Anyway to get back to the topic in question- dealing with death, real death row patients just living out their lives raises uncomfortable questions in my mind about the practice of the medical profession to use scare mongering and even death mongering to make a living. Haven’t we all – basically all doctors including me, been guilty of saying at some point or the other of “oh, you are over weight? You are obese? You have diabetes? You have hypertension (high BP)? You are going to die- you are going to have an heart attack you are going to have a stroke or you are going to have a so-and-so” just to get a patient to agree to some test or treatment which we feel that they may hesitate to commit to? Even though we may justify it as being in the patients best interests surely we alone know the truth if it really was for the benefit of the patient or if it was a tight month with a lot of unpaid bills piling up for us. I am not pointing fingers but just throwing up some hard truths here.
Besides, the worst culprits in such scenarios are not even the doctors themselves who know when not to talk too much but the support staff - especially in the corporate hospitals who prime the patients with fear before unleashing the doctor on the frightened patients. Naturally people who cannot make the distinction between causal and casual take association studies seriously enough to believe that they are going to die soon and hence sign up for whatever unwanted treatment fads the corporate hospital is pushing currently. At least when I was practicing cosmetic treatments the most I could do was appeal to people’s vanity “I can make you look as young as your daughter, madam, so that on her wedding night people will wonder who the actual bride is” and such marketing spiels. But people who throw words like heart attacks, strokes and deaths so casually frighten even me into believing that a little bit of weight around the waist and you are a walking corpse who doesn’t know it yet. Seriously dudes (fellow docs?) do we have to resort to this level to make a living? Why don’t we tell those corporate receptionist/front office types where they get off and stop scaring our patients? After all the real judge of people’s lives are they themselves and if they do feel they don’t mind, who are we to predict death for them? After all we live in India- a place where death is a constant companion- your building may collapse on your head any day you sit relaxed at home, a rich young brat may plough his jaguar into you any minute on the road and even the police may do an encounter death on you if they don’t find anyone else to fill their caseloads by the end of the month- shit happens in India naturally so why add to it by scaring people?

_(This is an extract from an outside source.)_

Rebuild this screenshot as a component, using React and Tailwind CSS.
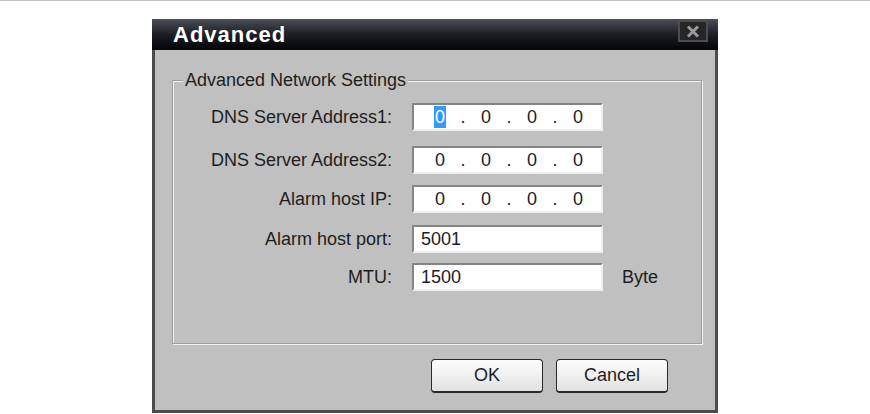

All I am saying is lets advice and counsel our patients to our hearts content but lets do it in a postive way stressing on the benefits of healthy living and being fit. Lets not use the threat of impending death to make patients take notice/care oftheir own health. After all if it for their benefit shouldn’t they invest in it? As someone once said, the truth shall let you free- so lets all tell the truth and hope our patients take care of themselves because they want to and not because they are afraid. Lets trust our patients to make the right decision for themselves, ok?